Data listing
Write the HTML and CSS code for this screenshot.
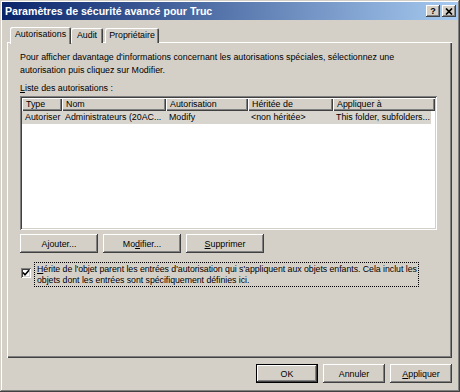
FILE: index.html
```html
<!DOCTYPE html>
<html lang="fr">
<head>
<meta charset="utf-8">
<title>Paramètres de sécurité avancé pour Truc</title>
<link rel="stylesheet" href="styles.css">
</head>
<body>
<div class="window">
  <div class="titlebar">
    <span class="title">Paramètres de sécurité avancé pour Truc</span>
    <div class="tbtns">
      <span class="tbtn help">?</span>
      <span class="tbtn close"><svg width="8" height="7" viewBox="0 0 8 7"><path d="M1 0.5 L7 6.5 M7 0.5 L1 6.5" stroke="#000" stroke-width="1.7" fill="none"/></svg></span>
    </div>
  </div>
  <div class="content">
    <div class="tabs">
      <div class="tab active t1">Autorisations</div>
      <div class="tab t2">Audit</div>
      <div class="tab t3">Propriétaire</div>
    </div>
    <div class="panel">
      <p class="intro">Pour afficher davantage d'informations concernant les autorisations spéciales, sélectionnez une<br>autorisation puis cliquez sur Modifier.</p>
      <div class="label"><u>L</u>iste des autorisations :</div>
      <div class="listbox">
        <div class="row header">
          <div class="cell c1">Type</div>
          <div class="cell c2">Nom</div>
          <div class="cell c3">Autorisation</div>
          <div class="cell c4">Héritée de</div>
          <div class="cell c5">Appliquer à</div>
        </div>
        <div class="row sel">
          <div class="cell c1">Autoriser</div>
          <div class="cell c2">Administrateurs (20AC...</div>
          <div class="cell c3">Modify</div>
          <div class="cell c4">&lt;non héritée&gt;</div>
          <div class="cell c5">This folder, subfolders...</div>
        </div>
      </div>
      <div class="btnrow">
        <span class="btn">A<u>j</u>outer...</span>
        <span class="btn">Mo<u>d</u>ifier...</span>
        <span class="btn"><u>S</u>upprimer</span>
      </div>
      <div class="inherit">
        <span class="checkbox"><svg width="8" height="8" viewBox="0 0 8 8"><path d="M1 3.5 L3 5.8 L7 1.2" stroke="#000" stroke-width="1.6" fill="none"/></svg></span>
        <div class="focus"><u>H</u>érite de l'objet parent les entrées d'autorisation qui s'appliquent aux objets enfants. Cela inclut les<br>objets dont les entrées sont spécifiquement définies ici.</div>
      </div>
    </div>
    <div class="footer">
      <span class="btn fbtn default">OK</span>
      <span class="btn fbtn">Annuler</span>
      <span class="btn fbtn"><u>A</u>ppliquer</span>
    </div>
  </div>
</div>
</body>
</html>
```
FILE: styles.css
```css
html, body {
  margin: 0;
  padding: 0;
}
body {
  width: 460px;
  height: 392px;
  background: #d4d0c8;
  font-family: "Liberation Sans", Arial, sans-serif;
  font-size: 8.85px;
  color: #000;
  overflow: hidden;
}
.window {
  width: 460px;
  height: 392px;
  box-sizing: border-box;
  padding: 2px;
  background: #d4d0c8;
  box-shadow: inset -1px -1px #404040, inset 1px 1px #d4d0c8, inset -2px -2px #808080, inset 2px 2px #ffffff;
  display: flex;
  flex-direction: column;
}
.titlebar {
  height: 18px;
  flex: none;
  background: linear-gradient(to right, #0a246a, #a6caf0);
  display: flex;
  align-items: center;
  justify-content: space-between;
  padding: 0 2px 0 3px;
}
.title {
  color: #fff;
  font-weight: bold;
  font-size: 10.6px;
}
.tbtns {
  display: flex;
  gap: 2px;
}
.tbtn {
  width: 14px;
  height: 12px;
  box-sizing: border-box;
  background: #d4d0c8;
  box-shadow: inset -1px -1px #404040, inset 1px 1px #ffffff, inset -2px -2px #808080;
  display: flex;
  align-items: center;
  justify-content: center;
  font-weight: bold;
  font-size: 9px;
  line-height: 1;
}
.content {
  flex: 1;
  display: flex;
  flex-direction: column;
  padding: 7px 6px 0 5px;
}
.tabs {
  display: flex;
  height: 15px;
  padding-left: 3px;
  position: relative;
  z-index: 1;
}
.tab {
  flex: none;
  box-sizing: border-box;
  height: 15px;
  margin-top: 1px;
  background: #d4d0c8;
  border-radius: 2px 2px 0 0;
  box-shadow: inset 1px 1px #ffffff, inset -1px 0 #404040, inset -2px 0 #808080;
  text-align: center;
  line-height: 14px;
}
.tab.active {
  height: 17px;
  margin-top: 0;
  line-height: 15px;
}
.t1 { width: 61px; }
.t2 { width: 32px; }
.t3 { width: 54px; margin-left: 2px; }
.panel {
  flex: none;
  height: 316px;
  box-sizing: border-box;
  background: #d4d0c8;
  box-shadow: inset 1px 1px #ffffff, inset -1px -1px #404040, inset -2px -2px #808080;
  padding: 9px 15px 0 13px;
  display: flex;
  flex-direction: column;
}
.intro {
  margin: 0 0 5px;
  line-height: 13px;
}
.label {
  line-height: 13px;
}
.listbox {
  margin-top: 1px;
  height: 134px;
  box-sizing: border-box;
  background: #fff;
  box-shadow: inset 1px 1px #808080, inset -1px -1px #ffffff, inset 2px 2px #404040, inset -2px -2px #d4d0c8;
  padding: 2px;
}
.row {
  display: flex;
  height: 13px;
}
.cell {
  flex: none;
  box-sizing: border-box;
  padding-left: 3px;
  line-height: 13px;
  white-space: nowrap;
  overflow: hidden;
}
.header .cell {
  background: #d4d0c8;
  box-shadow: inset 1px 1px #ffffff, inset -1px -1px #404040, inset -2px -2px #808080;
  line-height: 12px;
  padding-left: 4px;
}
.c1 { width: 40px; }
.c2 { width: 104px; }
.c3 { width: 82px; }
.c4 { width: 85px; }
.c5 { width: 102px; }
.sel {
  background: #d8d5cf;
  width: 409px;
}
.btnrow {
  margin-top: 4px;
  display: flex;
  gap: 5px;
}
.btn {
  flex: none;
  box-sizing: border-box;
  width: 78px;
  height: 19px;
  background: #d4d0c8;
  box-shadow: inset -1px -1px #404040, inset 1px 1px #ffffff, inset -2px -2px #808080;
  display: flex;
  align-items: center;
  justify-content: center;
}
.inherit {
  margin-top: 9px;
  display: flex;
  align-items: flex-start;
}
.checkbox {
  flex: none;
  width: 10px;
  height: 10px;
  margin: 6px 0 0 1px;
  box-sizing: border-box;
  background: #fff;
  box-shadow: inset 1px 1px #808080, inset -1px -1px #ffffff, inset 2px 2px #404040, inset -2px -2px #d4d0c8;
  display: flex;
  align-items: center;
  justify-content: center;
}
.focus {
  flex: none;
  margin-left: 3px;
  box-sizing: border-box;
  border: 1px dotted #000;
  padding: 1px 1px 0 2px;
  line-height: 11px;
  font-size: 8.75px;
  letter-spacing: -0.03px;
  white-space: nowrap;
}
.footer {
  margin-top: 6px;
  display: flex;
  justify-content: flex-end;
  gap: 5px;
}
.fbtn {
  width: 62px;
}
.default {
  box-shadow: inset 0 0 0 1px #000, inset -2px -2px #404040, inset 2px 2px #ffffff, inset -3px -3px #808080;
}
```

==

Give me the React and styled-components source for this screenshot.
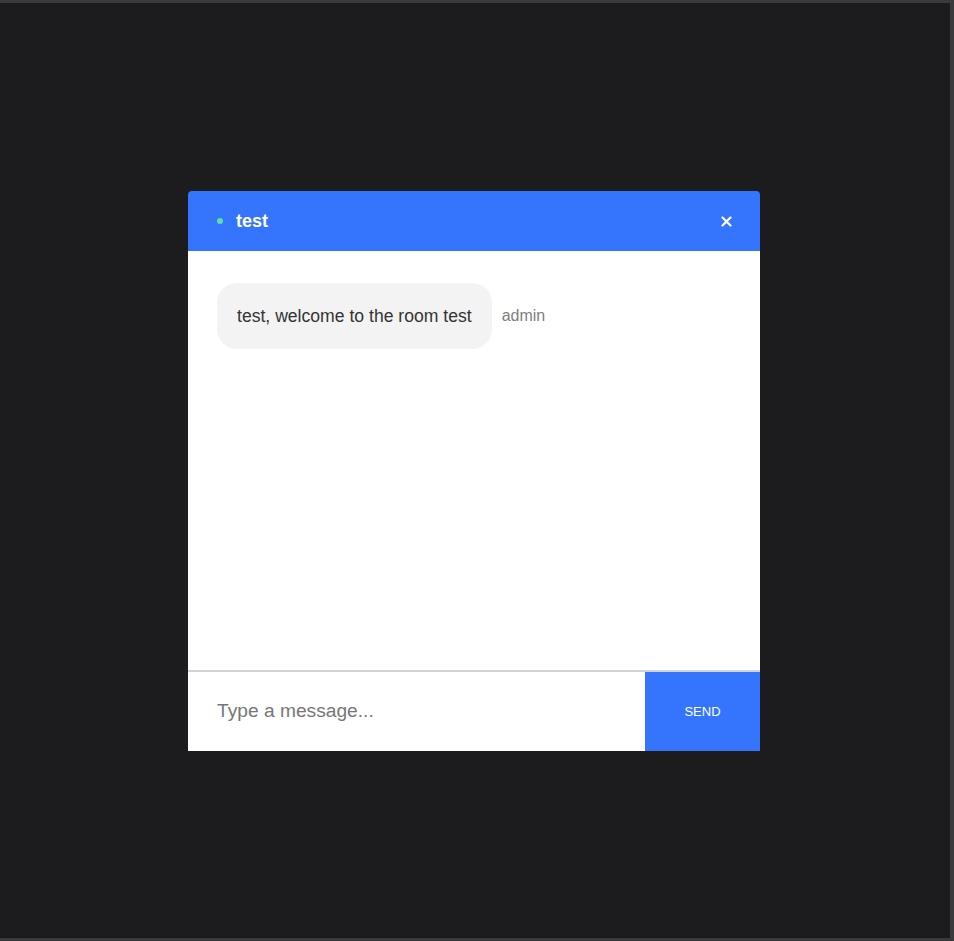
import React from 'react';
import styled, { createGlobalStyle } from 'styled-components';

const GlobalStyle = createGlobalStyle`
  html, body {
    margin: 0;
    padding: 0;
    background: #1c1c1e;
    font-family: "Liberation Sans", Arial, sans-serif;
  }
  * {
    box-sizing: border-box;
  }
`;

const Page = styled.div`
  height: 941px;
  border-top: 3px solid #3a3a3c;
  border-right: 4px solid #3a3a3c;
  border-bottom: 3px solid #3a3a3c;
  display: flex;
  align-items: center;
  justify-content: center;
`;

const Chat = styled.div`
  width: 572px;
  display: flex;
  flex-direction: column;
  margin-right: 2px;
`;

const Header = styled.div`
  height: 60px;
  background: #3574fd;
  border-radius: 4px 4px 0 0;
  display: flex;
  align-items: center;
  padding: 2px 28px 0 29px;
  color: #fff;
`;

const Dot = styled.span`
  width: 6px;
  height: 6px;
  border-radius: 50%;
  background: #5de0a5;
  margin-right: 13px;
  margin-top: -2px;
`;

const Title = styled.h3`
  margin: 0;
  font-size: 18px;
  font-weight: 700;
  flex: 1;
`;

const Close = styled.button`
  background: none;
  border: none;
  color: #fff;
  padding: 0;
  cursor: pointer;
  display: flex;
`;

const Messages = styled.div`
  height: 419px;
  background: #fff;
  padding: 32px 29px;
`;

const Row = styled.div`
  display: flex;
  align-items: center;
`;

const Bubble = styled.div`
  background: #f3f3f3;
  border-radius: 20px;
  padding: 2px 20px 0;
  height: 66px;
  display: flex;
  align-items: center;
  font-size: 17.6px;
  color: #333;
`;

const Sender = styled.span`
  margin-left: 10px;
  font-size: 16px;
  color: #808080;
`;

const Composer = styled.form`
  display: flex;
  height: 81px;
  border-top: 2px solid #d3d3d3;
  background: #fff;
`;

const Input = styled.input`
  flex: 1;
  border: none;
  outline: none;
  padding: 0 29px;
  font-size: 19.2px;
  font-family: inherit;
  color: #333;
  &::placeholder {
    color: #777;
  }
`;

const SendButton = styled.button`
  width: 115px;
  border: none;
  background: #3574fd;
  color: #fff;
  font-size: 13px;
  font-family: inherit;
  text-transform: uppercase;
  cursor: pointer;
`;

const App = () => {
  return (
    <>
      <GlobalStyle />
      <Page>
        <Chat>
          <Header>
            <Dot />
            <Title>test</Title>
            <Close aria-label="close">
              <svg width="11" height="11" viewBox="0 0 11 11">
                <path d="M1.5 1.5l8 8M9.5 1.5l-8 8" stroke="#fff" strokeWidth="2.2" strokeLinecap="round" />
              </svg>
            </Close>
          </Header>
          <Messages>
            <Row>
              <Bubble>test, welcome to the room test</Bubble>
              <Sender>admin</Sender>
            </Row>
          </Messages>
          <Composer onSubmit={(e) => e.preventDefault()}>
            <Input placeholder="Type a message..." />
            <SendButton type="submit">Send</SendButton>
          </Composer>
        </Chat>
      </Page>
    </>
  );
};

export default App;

- **Problem to solve**
Return only the count of lines in the records that hold the word "components".

- **Written response**
2